Challenge> Each line from the start of the data below through the one containing "h-[1920px] flex flex-col" must be reproduced exactly.

Supplied data>
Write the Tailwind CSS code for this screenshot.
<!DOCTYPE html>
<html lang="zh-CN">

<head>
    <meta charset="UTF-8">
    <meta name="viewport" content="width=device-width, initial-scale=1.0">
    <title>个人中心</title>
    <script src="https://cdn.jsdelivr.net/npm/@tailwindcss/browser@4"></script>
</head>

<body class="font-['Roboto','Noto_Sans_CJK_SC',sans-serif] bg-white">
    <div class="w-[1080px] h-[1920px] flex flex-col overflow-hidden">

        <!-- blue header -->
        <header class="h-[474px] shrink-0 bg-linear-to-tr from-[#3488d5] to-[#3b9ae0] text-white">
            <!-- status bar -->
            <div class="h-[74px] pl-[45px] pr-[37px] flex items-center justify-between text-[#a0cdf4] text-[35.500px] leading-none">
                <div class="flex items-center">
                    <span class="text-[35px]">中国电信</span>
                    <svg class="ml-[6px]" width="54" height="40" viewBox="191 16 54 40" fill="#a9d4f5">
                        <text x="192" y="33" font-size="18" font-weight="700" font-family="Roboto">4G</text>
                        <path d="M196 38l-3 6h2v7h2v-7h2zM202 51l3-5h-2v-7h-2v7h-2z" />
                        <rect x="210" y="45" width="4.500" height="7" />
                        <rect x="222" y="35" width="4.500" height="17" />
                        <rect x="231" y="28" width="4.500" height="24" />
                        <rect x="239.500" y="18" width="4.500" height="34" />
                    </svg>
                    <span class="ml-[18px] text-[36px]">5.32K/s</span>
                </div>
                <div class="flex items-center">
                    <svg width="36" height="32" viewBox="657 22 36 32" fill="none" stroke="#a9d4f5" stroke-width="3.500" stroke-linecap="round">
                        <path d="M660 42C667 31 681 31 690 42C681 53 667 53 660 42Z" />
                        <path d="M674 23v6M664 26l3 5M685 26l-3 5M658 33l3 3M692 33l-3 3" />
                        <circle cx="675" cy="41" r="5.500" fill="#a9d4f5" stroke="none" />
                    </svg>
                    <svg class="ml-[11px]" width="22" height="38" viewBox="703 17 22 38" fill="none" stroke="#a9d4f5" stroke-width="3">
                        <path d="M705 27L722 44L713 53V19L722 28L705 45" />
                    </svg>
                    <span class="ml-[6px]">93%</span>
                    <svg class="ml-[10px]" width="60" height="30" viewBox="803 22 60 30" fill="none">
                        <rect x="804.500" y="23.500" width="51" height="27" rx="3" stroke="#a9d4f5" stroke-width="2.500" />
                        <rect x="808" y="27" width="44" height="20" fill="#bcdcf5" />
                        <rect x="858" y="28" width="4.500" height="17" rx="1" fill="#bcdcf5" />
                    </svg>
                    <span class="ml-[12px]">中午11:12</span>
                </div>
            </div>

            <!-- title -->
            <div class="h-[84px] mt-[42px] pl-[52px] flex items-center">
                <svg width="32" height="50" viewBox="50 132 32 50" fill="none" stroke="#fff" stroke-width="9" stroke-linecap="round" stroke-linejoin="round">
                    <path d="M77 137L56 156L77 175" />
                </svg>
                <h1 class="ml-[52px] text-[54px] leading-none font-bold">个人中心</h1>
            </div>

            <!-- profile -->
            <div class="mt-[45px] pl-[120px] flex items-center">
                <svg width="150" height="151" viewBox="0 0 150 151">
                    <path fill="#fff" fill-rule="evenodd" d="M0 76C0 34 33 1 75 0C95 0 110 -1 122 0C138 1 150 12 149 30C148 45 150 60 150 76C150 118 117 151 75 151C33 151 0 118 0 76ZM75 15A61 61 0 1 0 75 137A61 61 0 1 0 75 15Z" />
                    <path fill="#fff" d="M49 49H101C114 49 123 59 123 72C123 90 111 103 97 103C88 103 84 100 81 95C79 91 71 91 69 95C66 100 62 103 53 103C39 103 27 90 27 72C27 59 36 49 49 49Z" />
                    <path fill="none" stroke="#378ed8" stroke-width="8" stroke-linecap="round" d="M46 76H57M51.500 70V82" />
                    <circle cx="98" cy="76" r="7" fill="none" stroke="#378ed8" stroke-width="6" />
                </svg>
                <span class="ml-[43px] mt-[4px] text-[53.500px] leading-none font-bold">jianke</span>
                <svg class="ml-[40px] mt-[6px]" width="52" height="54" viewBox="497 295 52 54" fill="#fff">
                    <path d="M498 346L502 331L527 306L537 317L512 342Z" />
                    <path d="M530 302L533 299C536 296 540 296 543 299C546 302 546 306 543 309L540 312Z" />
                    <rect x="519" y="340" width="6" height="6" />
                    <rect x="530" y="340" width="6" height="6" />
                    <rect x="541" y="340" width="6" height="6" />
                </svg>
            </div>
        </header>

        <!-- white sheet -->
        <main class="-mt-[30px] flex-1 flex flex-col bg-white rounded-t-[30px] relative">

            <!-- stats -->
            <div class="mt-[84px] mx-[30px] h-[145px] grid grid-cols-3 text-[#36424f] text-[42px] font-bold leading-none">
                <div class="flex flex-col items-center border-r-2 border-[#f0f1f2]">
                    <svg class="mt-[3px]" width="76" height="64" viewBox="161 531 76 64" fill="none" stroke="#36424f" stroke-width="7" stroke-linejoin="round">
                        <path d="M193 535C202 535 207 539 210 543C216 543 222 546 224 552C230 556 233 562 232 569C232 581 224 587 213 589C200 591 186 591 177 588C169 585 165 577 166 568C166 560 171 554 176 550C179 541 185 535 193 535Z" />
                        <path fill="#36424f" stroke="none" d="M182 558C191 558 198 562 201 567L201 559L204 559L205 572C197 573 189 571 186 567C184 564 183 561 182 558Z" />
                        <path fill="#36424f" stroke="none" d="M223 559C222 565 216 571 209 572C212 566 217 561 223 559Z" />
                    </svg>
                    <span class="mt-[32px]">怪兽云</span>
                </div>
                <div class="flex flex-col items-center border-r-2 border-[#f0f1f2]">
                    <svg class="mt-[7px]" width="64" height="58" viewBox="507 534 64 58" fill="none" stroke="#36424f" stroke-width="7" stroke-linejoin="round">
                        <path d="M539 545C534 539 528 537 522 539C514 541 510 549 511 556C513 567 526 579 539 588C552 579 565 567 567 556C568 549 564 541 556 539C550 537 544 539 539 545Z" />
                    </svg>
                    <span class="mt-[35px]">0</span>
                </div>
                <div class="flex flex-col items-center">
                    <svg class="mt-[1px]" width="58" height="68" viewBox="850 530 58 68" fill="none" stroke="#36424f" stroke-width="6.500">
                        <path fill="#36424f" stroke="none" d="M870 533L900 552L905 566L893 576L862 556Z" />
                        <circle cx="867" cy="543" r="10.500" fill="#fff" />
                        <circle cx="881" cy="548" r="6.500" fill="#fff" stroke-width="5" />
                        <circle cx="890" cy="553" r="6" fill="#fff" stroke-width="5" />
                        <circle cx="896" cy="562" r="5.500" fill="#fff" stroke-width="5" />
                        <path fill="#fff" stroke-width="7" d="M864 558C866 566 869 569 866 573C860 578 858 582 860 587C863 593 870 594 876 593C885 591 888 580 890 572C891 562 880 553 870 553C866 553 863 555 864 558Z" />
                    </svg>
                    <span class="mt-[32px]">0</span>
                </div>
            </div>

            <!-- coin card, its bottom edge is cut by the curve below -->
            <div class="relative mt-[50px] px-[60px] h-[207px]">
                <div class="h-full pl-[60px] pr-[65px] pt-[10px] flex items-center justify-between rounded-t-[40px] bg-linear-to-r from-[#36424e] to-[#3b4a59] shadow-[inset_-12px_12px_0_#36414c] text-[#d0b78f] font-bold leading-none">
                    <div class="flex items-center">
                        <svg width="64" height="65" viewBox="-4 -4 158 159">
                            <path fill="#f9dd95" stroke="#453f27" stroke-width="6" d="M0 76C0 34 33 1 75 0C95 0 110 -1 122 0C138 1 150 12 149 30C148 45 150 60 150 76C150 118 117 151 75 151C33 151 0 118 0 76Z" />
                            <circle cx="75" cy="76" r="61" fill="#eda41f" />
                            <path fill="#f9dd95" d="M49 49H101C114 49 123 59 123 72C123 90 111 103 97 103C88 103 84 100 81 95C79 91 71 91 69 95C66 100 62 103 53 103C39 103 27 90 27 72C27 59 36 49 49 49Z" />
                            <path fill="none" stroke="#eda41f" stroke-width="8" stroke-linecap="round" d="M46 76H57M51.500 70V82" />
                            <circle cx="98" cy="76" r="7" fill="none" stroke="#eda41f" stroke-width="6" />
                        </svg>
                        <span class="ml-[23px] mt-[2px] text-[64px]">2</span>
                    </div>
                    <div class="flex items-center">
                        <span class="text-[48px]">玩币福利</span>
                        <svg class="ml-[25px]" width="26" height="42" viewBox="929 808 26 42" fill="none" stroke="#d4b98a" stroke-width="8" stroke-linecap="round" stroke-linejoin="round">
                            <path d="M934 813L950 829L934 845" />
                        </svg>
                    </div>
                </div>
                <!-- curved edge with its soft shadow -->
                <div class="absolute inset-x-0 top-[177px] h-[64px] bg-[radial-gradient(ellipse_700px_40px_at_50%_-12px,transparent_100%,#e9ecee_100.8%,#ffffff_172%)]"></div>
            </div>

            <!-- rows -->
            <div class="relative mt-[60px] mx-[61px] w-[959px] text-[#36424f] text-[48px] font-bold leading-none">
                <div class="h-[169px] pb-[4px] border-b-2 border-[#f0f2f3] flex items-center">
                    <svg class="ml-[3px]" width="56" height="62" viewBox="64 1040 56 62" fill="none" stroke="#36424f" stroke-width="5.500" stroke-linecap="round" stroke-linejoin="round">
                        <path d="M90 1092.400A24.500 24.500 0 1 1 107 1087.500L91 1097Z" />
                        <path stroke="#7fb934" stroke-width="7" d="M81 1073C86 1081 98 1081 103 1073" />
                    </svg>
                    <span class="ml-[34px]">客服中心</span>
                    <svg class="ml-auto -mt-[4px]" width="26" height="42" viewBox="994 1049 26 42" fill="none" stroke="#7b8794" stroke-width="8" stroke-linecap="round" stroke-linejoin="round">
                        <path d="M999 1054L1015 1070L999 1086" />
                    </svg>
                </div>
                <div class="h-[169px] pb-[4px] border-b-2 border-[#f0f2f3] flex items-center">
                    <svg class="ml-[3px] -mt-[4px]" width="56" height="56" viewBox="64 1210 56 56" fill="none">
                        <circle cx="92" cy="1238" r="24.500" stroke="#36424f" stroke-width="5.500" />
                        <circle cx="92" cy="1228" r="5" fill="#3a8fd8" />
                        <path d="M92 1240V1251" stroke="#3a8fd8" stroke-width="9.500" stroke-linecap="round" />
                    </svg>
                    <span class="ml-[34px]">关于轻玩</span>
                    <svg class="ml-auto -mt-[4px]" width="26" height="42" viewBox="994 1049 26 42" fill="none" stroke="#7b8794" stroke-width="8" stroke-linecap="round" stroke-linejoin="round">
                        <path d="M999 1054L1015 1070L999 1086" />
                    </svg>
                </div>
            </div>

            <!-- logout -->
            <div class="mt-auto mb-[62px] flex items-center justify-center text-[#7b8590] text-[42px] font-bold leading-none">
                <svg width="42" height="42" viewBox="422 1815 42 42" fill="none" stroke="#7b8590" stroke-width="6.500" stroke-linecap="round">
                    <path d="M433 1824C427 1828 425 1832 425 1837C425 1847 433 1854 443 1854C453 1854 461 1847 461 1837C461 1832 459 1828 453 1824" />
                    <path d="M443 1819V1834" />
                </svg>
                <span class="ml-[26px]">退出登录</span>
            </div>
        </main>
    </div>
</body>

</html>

Result>
Write the Tailwind CSS code for this screenshot.
<!DOCTYPE html>
<html lang="zh-CN">

<head>
    <meta charset="UTF-8">
    <meta name="viewport" content="width=device-width, initial-scale=1.0">
    <title>个人中心</title>
    <script src="https://cdn.jsdelivr.net/npm/@tailwindcss/browser@4"></script>
</head>

<body class="font-['Roboto','Noto_Sans_CJK_SC',sans-serif] bg-white">
    <div class="w-[1080px] h-[1920px] flex flex-col overflow-hidden">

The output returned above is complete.